Вот тогда мы и поменяемся здоровьем. Интересно, понравится ли тебе мое здоровье? О Гертруда, как можно говорить такие глупости!
Пожалуйста, передай листочки «Ко всем ребятам, которые читают «Алису в Стране Чудес»» с приветами от меня, Вайолет и Дэлси, чтобы они могли вклеить их в конце «Алисы в Зазеркалье», а один листок пошли Алисе, когда в следующий раз надумаешь писать ей письмо.
А теперь прими мои наилучшие пожелания и полдюжины поцелуев.
Остаюсь любящий тебя друг Льюис Кэрролл
Гертруде Чатауэй
Крайст Черч, Оксфорд 9 декабря 1875 г.
Дорогая Гертруда!
Должен тебя огорчить: если ты будешь каждый раз посылать мне по почте на один поцелуй больше, чем в предыдущем письме, у нас ничего не получится. Дело в том, что письма становятся все тяжелее и тяжелее и платить за них приходится все больше и больше. Когда почтальон принес мне последнее письмо от тебя, он выглядел очень мрачным.
— С вас причитаются два фунта стерлингов, сэр! — сказал он.— Доплатите за лишний вес, сэр!

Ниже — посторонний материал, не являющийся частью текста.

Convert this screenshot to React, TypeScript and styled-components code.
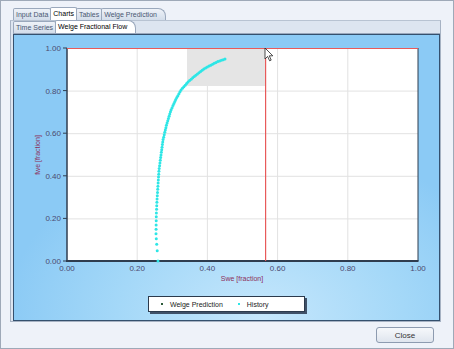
import styled, { createGlobalStyle } from "styled-components";

const GlobalStyle = createGlobalStyle`
  html, body {
    margin: 0;
    padding: 0;
    background: #eef2f9;
  }
  * {
    box-sizing: border-box;
  }
`;

// pixel points read off the history curve, bottom to top
const curvePoints: [number, number][] = [
  [157, 261],
  [156, 248],
  [155, 235],
  [155.3, 215],
  [156, 200],
  [157, 185],
  [158, 170],
  [160, 155],
  [162, 140],
  [165.5, 125],
  [170, 110],
  [175, 99],
  [180, 90],
  [187, 82],
  [195, 75],
  [202, 69.5],
  [210, 65],
  [217, 61.5],
  [224, 59],
];

// dots spread out where the curve is steep, bunch up near the top
const sampleCurve = (pts: [number, number][], count: number) => {
  const lens = [0];
  for (let i = 1; i < pts.length; i++) {
    const dx = pts[i][0] - pts[i - 1][0];
    const dy = pts[i][1] - pts[i - 1][1];
    lens.push(lens[i - 1] + Math.sqrt(dx * dx + dy * dy));
  }
  const total = lens[lens.length - 1];
  const out: [number, number][] = [];
  for (let k = 0; k < count; k++) {
    const d = total * Math.pow(k / (count - 1), 0.7);
    let i = 1;
    while (i < lens.length - 1 && lens[i] < d) i++;
    const t = (d - lens[i - 1]) / (lens[i] - lens[i - 1] || 1);
    out.push([
      pts[i - 1][0] + (pts[i][0] - pts[i - 1][0]) * t,
      pts[i - 1][1] + (pts[i][1] - pts[i - 1][1]) * t,
    ]);
  }
  return out;
};

const PLOT = { left: 66, right: 417, top: 48, bottom: 261 };
const xTicks = [0, 0.2, 0.4, 0.6, 0.8, 1.0];
const yTicks = [0, 0.2, 0.4, 0.6, 0.8, 1.0];
const px = (v: number) => PLOT.left + v * (PLOT.right - PLOT.left);
const py = (v: number) => PLOT.bottom - v * (PLOT.bottom - PLOT.top);

const App: React.FC = () => {
  const dots = sampleCurve(curvePoints, 85);

  return (
    <>
      <GlobalStyle />
      <Window>
        <TabRow>
          <Tab>Input Data</Tab>
          <Tab $active>Charts</Tab>
          <Tab>Tables</Tab>
          <Tab $slant>Welge Prediction</Tab>
        </TabRow>
        <TabPanel>
          <SubTabStrip>
            <Tab>Time Series</Tab>
            <Tab $active $slant>
              Welge Fractional Flow
            </Tab>
          </SubTabStrip>
          <ChartArea>
            <svg width={424} height={256} viewBox="14 35 424 256">
              <rect
                x={PLOT.left}
                y={PLOT.top}
                width={PLOT.right - PLOT.left}
                height={PLOT.bottom - PLOT.top}
                fill="#ffffff"
              />
              {xTicks.slice(1, -1).map((t) => (
                <line key={"gx" + t} x1={px(t)} x2={px(t)} y1={PLOT.top} y2={PLOT.bottom} stroke="#e2e2e2" strokeWidth={1} />
              ))}
              {yTicks.slice(1, -1).map((t) => (
                <line key={"gy" + t} x1={PLOT.left} x2={PLOT.right} y1={py(t) + 0.5} y2={py(t) + 0.5} stroke="#e2e2e2" strokeWidth={1} />
              ))}
              <rect x={186} y={49} width={78} height={37} fill="#e5e5e5" />
              {/* frame */}
              <line x1={PLOT.right} x2={PLOT.right} y1={PLOT.top} y2={PLOT.bottom} stroke="#2f3d4f" strokeWidth={1} />
              <line x1={PLOT.left} x2={PLOT.left} y1={PLOT.top} y2={PLOT.bottom + 1} stroke="#2f3d4f" strokeWidth={1.5} />
              <line x1={PLOT.left - 1} x2={PLOT.right + 0.5} y1={PLOT.bottom} y2={PLOT.bottom} stroke="#2f3d4f" strokeWidth={2} />
              {/* red cross lines */}
              <line x1={PLOT.left} x2={PLOT.right} y1={PLOT.top + 0.5} y2={PLOT.top + 0.5} stroke="#e85a5a" strokeWidth={1.2} />
              <rect x={264} y={PLOT.top} width={1.2} height={PLOT.bottom - PLOT.top} fill="#e85a5a" />
              {dots.map(([x, y], i) => (
                <circle key={i} cx={x} cy={y} r={1.5} fill="#2ee6e6" />
              ))}
              {/* y ticks + labels */}
              {yTicks.map((t) => (
                <g key={"ty" + t}>
                  <line x1={PLOT.left - 4} x2={PLOT.left} y1={py(t)} y2={py(t)} stroke="#2f3d4f" strokeWidth={1} />
                  <TickText x={PLOT.left - 6} y={py(t) + 3} textAnchor="end">
                    {t.toFixed(2)}
                  </TickText>
                </g>
              ))}
              {xTicks.map((t) => (
                <TickText key={"tx" + t} x={px(t)} y={271} textAnchor="middle">
                  {t.toFixed(2)}
                </TickText>
              ))}
              <AxisTitle x={241} y={281} textAnchor="middle">
                Swe [fraction]
              </AxisTitle>
              <AxisTitle x={39} y={155} textAnchor="middle" transform="rotate(-90 39 155)">
                fwe [fraction]
              </AxisTitle>
              {/* mouse pointer */}
              <path
                d="M264 48 L264 59 L266.6 56.4 L268.6 60.8 L270.2 60.1 L268.3 55.8 L271.8 55.8 Z"
                fill="#ffffff"
                stroke="#222"
                strokeWidth={0.8}
              />
            </svg>
            <Legend>
              <LegendItem>
                <Marker $color="#2d5a3a" />
                Welge Prediction
              </LegendItem>
              <LegendItem>
                <Marker $color="#2ee6e6" />
                History
              </LegendItem>
            </Legend>
          </ChartArea>
        </TabPanel>
        <Footer>
          <CloseButton>Close</CloseButton>
        </Footer>
      </Window>
    </>
  );
};

const Window = styled.div`
  width: 454px;
  height: 349px;
  border: 1px solid #9ea9b8;
  background: #eef2f9;
  padding: 7px 13px 0 9px;
  display: flex;
  flex-direction: column;
  font-family: "Liberation Sans", Arial, sans-serif;
`;

const TabRow = styled.div`
  display: flex;
  align-items: flex-end;
  height: 12px;
  padding-left: 3px;
`;

const Tab = styled.div<{ $active?: boolean; $slant?: boolean }>`
  height: ${(p) => (p.$active ? "13px" : "12px")};
  margin-top: ${(p) => (p.$active ? "-1px" : "0")};
  padding: 0 ${(p) => (p.$slant ? "8px" : "2px")} 0 2px;
  font-size: 7px;
  line-height: 12px;
  color: ${(p) => (p.$active ? "#000" : "#4a5872")};
  background: ${(p) =>
    p.$active ? "#ffffff" : "linear-gradient(#eef2f8, #d3ddea)"};
  border: 1px solid #9aa8bc;
  border-bottom: none;
  border-radius: 2px ${(p) => (p.$slant ? "8px" : "2px")} 0 0;
  margin-right: -1px;
  white-space: nowrap;
  position: relative;
  z-index: ${(p) => (p.$active ? 2 : 1)};
`;

const TabPanel = styled.div`
  width: 431px;
  height: 302px;
  border: 1px solid #a6b2c3;
  border-top-color: #b8c3d2;
  background: #dde5f0;
  padding: 0 0 0 2px;
  display: flex;
  flex-direction: column;
`;

const SubTabStrip = styled.div`
  display: flex;
  align-items: flex-end;
  height: 13px;
  border-bottom: 1px solid #9aa8bc;
`;

const ChartArea = styled.div`
  width: 427px;
  height: 287px;
  border: 1px solid #34506e;
  background: radial-gradient(
    ellipse 75% 80% at 58% 100%,
    #c6e7fc 0%,
    #a4d8f8 45%,
    #8bcaf5 80%
  ),
    #87c5f2;
  display: flex;
  flex-direction: column;
  align-items: center;
`;

const TickText = styled.text`
  font-family: "Liberation Sans", Arial, sans-serif;
  font-size: 8px;
  fill: #4b4a70;
`;

const AxisTitle = styled.text`
  font-family: "Liberation Sans", Arial, sans-serif;
  font-size: 7px;
  fill: #8c2f5a;
`;

const Legend = styled.div`
  margin-top: 5px;
  width: 157px;
  height: 16px;
  background: #ffffff;
  border: 1px solid #2c3a4c;
  box-shadow: 2px 2px 0 #3f5168;
  display: flex;
  align-items: center;
  gap: 15px;
  padding-left: 12px;
`;

const LegendItem = styled.div`
  display: flex;
  align-items: center;
  gap: 7px;
  font-size: 7px;
  color: #222;
`;

const Marker = styled.span<{ $color: string }>`
  width: 2px;
  height: 2px;
  background: ${(p) => p.$color};
`;

const Footer = styled.div`
  display: flex;
  justify-content: flex-end;
  padding: 5px 6px 0 0;
`;

const CloseButton = styled.button`
  width: 58px;
  height: 16px;
  padding: 0;
  border: 1px solid #8d9bb0;
  border-radius: 3px;
  background: linear-gradient(#f6f8fb, #dfe5ee);
  font-family: "Liberation Sans", Arial, sans-serif;
  font-size: 8px;
  color: #333;
`;

export default App;
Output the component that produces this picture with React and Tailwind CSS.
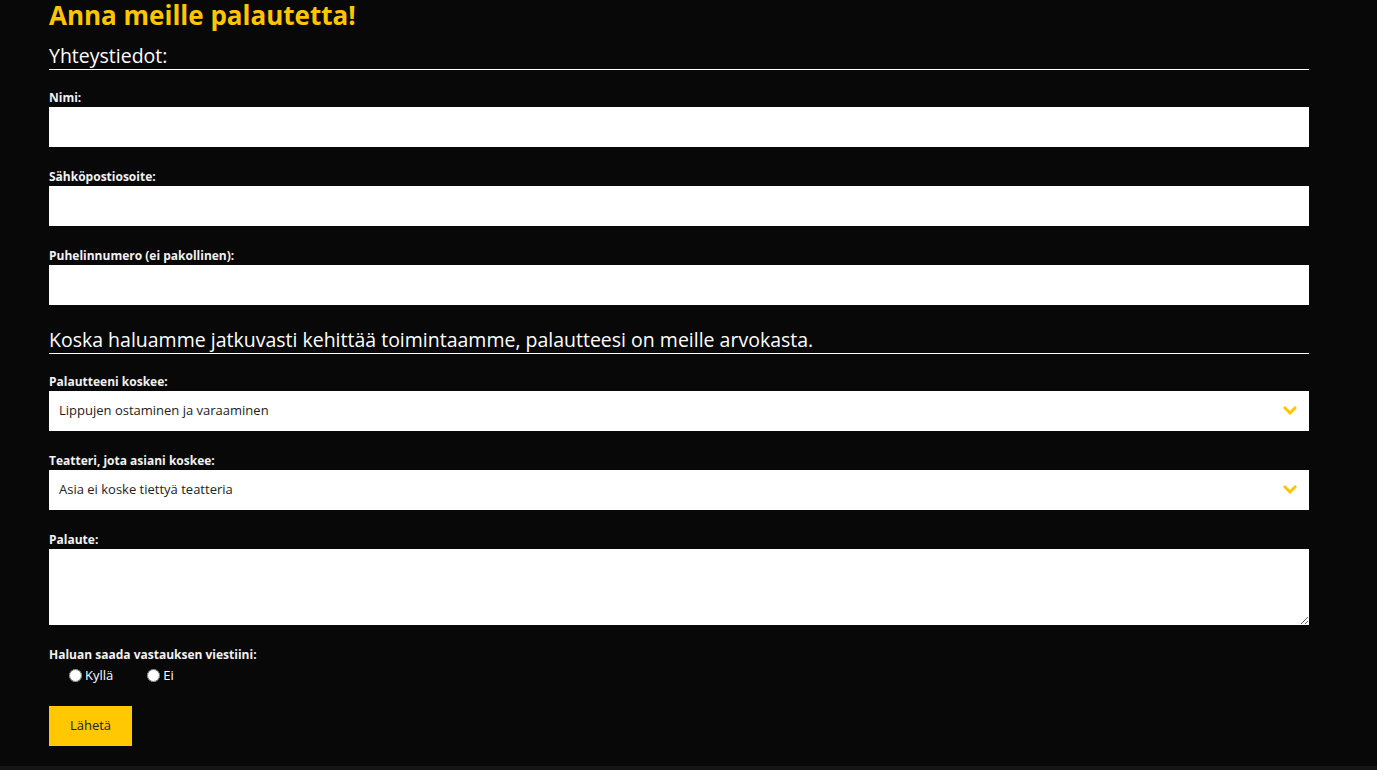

(Мне кажется, что он самую малость преувеличил. Он частенько заставляет меня платить по два фунта, когда я считаю, что платить нужно всего один пенс.)
— Пожалуйста, мистер почтальон! — сказал я, изящно встав перед ним на колено. (Я очень хочу, чтобы ты как-нибудь увидела, как я преклоняю колени перед почтальоном.)— Прошу извинить меня за столь тяжелое письмо. Оно от одной маленькой девочки.
— Всего лишь от маленькой девочки? — прорычал почтальон.— Интересно, из чего сделаны маленькие девочки?
— Из сахара и пряностей,— начал было объяснять я,— и всё это пере...
— Я не это имею в виду,— перебил меня почтальон.— Я хочу сказать: что хорошего в маленьких девочках, если они посылают такие тяжелые письма?